No bright line, but I'd consider the distinction of "receiving information I solicited" (like with the reviewer signing up to an industry mailing list) vs "someone is paid to shove this in my face" to be an important factor.

> If you think people exclusively want a bullet list of features rather than a TL/DR about why that company thinks it's a better choice, you're wrong. Especially with the bazillion things in our lives less consequential than web hosting. Straws. [...]

Not sure where the idea that it should be exclusively bullet point lists comes from - an independent review can just as easily have a TL;DR or a numeric rating, and online stores typically aggregate customer reviews.

> I am not glad companies are trying to sneakily inject advertising into everywhere I go and that data brokers are doing their best to build the creepiest psychological profile possible. I'm happy to see a video of someone talking about something they like. I'm not happy about seeing a video where someone was paid to say they like it without disclosing that.

Agree.

> The problem is not advertising, or wanting to sell something, or even marketing. The problem is manipulation, unfair business practices, and lying.

I'd claim the problem advertising has is analogous to bitcoin mining.
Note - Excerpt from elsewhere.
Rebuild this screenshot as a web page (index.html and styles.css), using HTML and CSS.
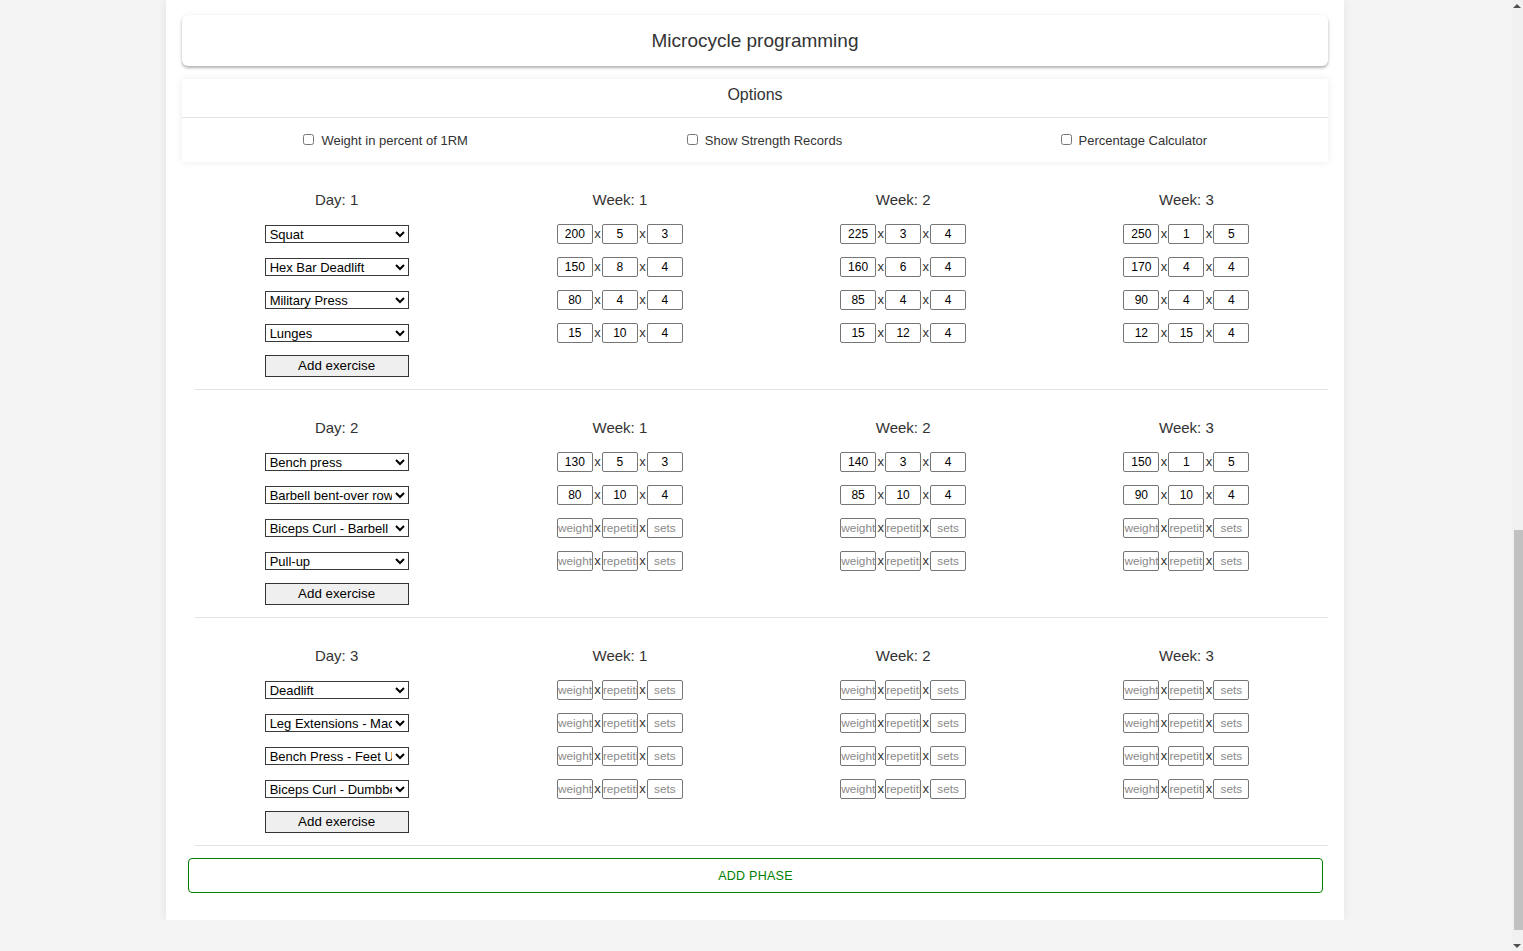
FILE: index.html
```html
<!DOCTYPE html>
<html lang="en">
<head>
<meta charset="utf-8">
<title>Microcycle programming</title>
<link rel="stylesheet" href="styles.css">
</head>
<body>
<div class="page">
  <div class="title-card">Microcycle programming</div>

  <div class="options">
    <div class="options-head">Options</div>
    <div class="options-row">
      <label class="opt"><input type="checkbox">Weight in percent of 1RM</label>
      <label class="opt"><input type="checkbox">Show Strength Records</label>
      <label class="opt"><input type="checkbox">Percentage Calculator</label>
    </div>
  </div>

  <!-- Day 1 -->
  <div class="day">
    <div class="col">
      <h3>Day: 1</h3>
      <div class="row"><select><option>Squat</option></select></div>
      <div class="row"><select><option>Hex Bar Deadlift</option></select></div>
      <div class="row"><select><option>Military Press</option></select></div>
      <div class="row"><select><option>Lunges</option></select></div>
      <div class="row"><button class="add-ex">Add exercise</button></div>
    </div>
    <div class="col">
      <h3>Week: 1</h3>
      <div class="row"><input value="200"><span class="x">x</span><input value="5"><span class="x">x</span><input value="3"></div>
      <div class="row"><input value="150"><span class="x">x</span><input value="8"><span class="x">x</span><input value="4"></div>
      <div class="row"><input value="80"><span class="x">x</span><input value="4"><span class="x">x</span><input value="4"></div>
      <div class="row"><input value="15"><span class="x">x</span><input value="10"><span class="x">x</span><input value="4"></div>
    </div>
    <div class="col">
      <h3>Week: 2</h3>
      <div class="row"><input value="225"><span class="x">x</span><input value="3"><span class="x">x</span><input value="4"></div>
      <div class="row"><input value="160"><span class="x">x</span><input value="6"><span class="x">x</span><input value="4"></div>
      <div class="row"><input value="85"><span class="x">x</span><input value="4"><span class="x">x</span><input value="4"></div>
      <div class="row"><input value="15"><span class="x">x</span><input value="12"><span class="x">x</span><input value="4"></div>
    </div>
    <div class="col">
      <h3>Week: 3</h3>
      <div class="row"><input value="250"><span class="x">x</span><input value="1"><span class="x">x</span><input value="5"></div>
      <div class="row"><input value="170"><span class="x">x</span><input value="4"><span class="x">x</span><input value="4"></div>
      <div class="row"><input value="90"><span class="x">x</span><input value="4"><span class="x">x</span><input value="4"></div>
      <div class="row"><input value="12"><span class="x">x</span><input value="15"><span class="x">x</span><input value="4"></div>
    </div>
  </div>

  <!-- Day 2 -->
  <div class="day">
    <div class="col">
      <h3>Day: 2</h3>
      <div class="row"><select><option>Bench press</option></select></div>
      <div class="row"><select><option>Barbell bent-over row</option></select></div>
      <div class="row"><select><option>Biceps Curl - Barbell</option></select></div>
      <div class="row"><select><option>Pull-up</option></select></div>
      <div class="row"><button class="add-ex">Add exercise</button></div>
    </div>
    <div class="col">
      <h3>Week: 1</h3>
      <div class="row"><input value="130"><span class="x">x</span><input value="5"><span class="x">x</span><input value="3"></div>
      <div class="row"><input value="80"><span class="x">x</span><input value="10"><span class="x">x</span><input value="4"></div>
      <div class="row"><input placeholder="weight"><span class="x">x</span><input placeholder="repetitions"><span class="x">x</span><input placeholder="sets"></div>
      <div class="row"><input placeholder="weight"><span class="x">x</span><input placeholder="repetitions"><span class="x">x</span><input placeholder="sets"></div>
    </div>
    <div class="col">
      <h3>Week: 2</h3>
      <div class="row"><input value="140"><span class="x">x</span><input value="3"><span class="x">x</span><input value="4"></div>
      <div class="row"><input value="85"><span class="x">x</span><input value="10"><span class="x">x</span><input value="4"></div>
      <div class="row"><input placeholder="weight"><span class="x">x</span><input placeholder="repetitions"><span class="x">x</span><input placeholder="sets"></div>
      <div class="row"><input placeholder="weight"><span class="x">x</span><input placeholder="repetitions"><span class="x">x</span><input placeholder="sets"></div>
    </div>
    <div class="col">
      <h3>Week: 3</h3>
      <div class="row"><input value="150"><span class="x">x</span><input value="1"><span class="x">x</span><input value="5"></div>
      <div class="row"><input value="90"><span class="x">x</span><input value="10"><span class="x">x</span><input value="4"></div>
      <div class="row"><input placeholder="weight"><span class="x">x</span><input placeholder="repetitions"><span class="x">x</span><input placeholder="sets"></div>
      <div class="row"><input placeholder="weight"><span class="x">x</span><input placeholder="repetitions"><span class="x">x</span><input placeholder="sets"></div>
    </div>
  </div>

  <!-- Day 3 -->
  <div class="day">
    <div class="col">
      <h3>Day: 3</h3>
      <div class="row"><select><option>Deadlift</option></select></div>
      <div class="row"><select><option>Leg Extensions - Machine</option></select></div>
      <div class="row"><select><option>Bench Press - Feet Up</option></select></div>
      <div class="row"><select><option>Biceps Curl - Dumbbell</option></select></div>
      <div class="row"><button class="add-ex">Add exercise</button></div>
    </div>
    <div class="col">
      <h3>Week: 1</h3>
      <div class="row"><input placeholder="weight"><span class="x">x</span><input placeholder="repetitions"><span class="x">x</span><input placeholder="sets"></div>
      <div class="row"><input placeholder="weight"><span class="x">x</span><input placeholder="repetitions"><span class="x">x</span><input placeholder="sets"></div>
      <div class="row"><input placeholder="weight"><span class="x">x</span><input placeholder="repetitions"><span class="x">x</span><input placeholder="sets"></div>
      <div class="row"><input placeholder="weight"><span class="x">x</span><input placeholder="repetitions"><span class="x">x</span><input placeholder="sets"></div>
    </div>
    <div class="col">
      <h3>Week: 2</h3>
      <div class="row"><input placeholder="weight"><span class="x">x</span><input placeholder="repetitions"><span class="x">x</span><input placeholder="sets"></div>
      <div class="row"><input placeholder="weight"><span class="x">x</span><input placeholder="repetitions"><span class="x">x</span><input placeholder="sets"></div>
      <div class="row"><input placeholder="weight"><span class="x">x</span><input placeholder="repetitions"><span class="x">x</span><input placeholder="sets"></div>
      <div class="row"><input placeholder="weight"><span class="x">x</span><input placeholder="repetitions"><span class="x">x</span><input placeholder="sets"></div>
    </div>
    <div class="col">
      <h3>Week: 3</h3>
      <div class="row"><input placeholder="weight"><span class="x">x</span><input placeholder="repetitions"><span class="x">x</span><input placeholder="sets"></div>
      <div class="row"><input placeholder="weight"><span class="x">x</span><input placeholder="repetitions"><span class="x">x</span><input placeholder="sets"></div>
      <div class="row"><input placeholder="weight"><span class="x">x</span><input placeholder="repetitions"><span class="x">x</span><input placeholder="sets"></div>
      <div class="row"><input placeholder="weight"><span class="x">x</span><input placeholder="repetitions"><span class="x">x</span><input placeholder="sets"></div>
    </div>
  </div>

  <div class="phase-wrap"><button class="add-phase">ADD PHASE</button></div>
</div>

<div class="scrollbar" aria-hidden="true">
  <span class="sb-up"></span>
  <span class="sb-thumb"></span>
  <span class="sb-down"></span>
</div>
</body>
</html>
```

FILE: styles.css
```css
body {
  margin: 0;
  padding-right: 13px;
  background: #f4f4f4;
  font-family: "Liberation Sans", Arial, sans-serif;
  color: #333;
}

.page {
  width: 1146px;
  margin: 0 auto;
  padding: 15px 16px 27px;
  background: #fff;
  box-shadow: 0 0 10px rgba(0, 0, 0, 0.07);
}

.title-card {
  height: 51px;
  border-radius: 6px;
  background: #fff;
  box-shadow: 0 2px 3px rgba(0, 0, 0, 0.28), 0 0 6px rgba(0, 0, 0, 0.05);
  display: flex;
  align-items: center;
  justify-content: center;
  font-size: 19px;
  color: #333;
}

.options {
  margin-top: 13px;
  background: #fff;
  box-shadow: 0 0 8px rgba(0, 0, 0, 0.08);
}

.options-head {
  padding: 6px 0 12px;
  line-height: 20px;
  font-size: 16px;
  text-align: center;
  border-bottom: 1px solid #e3e3e3;
}

.options-row {
  display: grid;
  grid-template-columns: 407fr 350fr 388fr;
  height: 44px;
  align-items: center;
  font-size: 13px;
}

.opt {
  display: flex;
  justify-content: center;
  align-items: center;
}

.opt input {
  width: 11px;
  height: 11px;
  margin: -2px 7px 0 0;
}

.day {
  margin-left: 13px;
  padding: 27px 0 7px;
  border-bottom: 1px solid #e3e3e3;
  display: grid;
  grid-template-columns: repeat(4, 1fr);
  position: relative;
}

.col {
  display: flex;
  flex-direction: column;
  align-items: center;
}

.col h3 {
  margin: 1px 0 7px;
  font-size: 15px;
  font-weight: normal;
  line-height: 20px;
  color: #333;
}

.row {
  height: 33px;
  display: flex;
  align-items: center;
}

select {
  width: 144px;
  height: 18px;
  box-sizing: border-box;
  font-family: "Liberation Sans", Arial, sans-serif;
  font-size: 13px;
  color: #000;
  background: #fff;
  border: 1px solid #3a3a3a;
  border-radius: 0;
  padding: 0;
}

.add-ex {
  width: 144px;
  height: 22px;
  box-sizing: border-box;
  background: #efefef;
  border: 1px solid #333;
  border-radius: 0;
  font-family: "Liberation Sans", Arial, sans-serif;
  font-size: 13.33px;
  color: #000;
  padding: 0;
}

.row input {
  width: 36px;
  height: 20px;
  box-sizing: border-box;
  border: 1px solid #767676;
  border-radius: 2px;
  padding: 0;
  margin: 0;
  font-family: "Liberation Sans", Arial, sans-serif;
  font-size: 12px;
  color: #000;
  text-align: center;
  background: #fff;
}

.row input::placeholder {
  color: #8a8a8a;
  font-size: 11.8px;
}

.x {
  width: 9px;
  text-align: center;
  font-size: 13px;
  color: #333;
}

.phase-wrap {
  padding: 12px 5px 0 6px;
}

.add-phase {
  display: block;
  width: 100%;
  height: 35px;
  background: #fff;
  border: 1px solid #008000;
  border-radius: 4px;
  color: #008000;
  font-family: "Liberation Sans", Arial, sans-serif;
  font-size: 12.5px;
  letter-spacing: 0.02em;
}

/* imitation of the browser's scrollbar (page is scrolled to its bottom) */
.scrollbar {
  position: fixed;
  top: 0;
  right: 0;
  width: 11px;
  height: 100%;
  background: #f1f1f1;
}

.sb-thumb {
  position: absolute;
  top: 530px;
  left: 2px;
  right: 0;
  height: 400px;
  background: #c1c1c1;
}

.sb-up,
.sb-down {
  position: absolute;
  right: 2px;
  width: 0;
  height: 0;
  border-left: 4px solid transparent;
  border-right: 4px solid transparent;
}

.sb-up {
  top: 4px;
  border-bottom: 4px solid #505050;
}

.sb-down {
  bottom: 3px;
  border-top: 4px solid #505050;
}
```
In theory there's probably some small fraction we could reduce it to where it'd have net-positive impact, by using some resources but providing value in facilitating payments. But unfortunately, there's a zero-sum game aspect to it where the "economically sensible" choice can be to effectively throw vast resources into a black hole - "competition" not directed towards achieving a useful end and growing out-of-control disproportionate to any value it might provide. There's also, piled on top of that, bad practices like restarting coal-fired plants - but critically the issue persists even if it was wasting renewable energy instead.

I think you see the bad practices of ads, but not really the zero-sum game aspect. Monopoly Go's $500M marketing spend remains enormously wasteful even without any deceptive or obnoxious practices.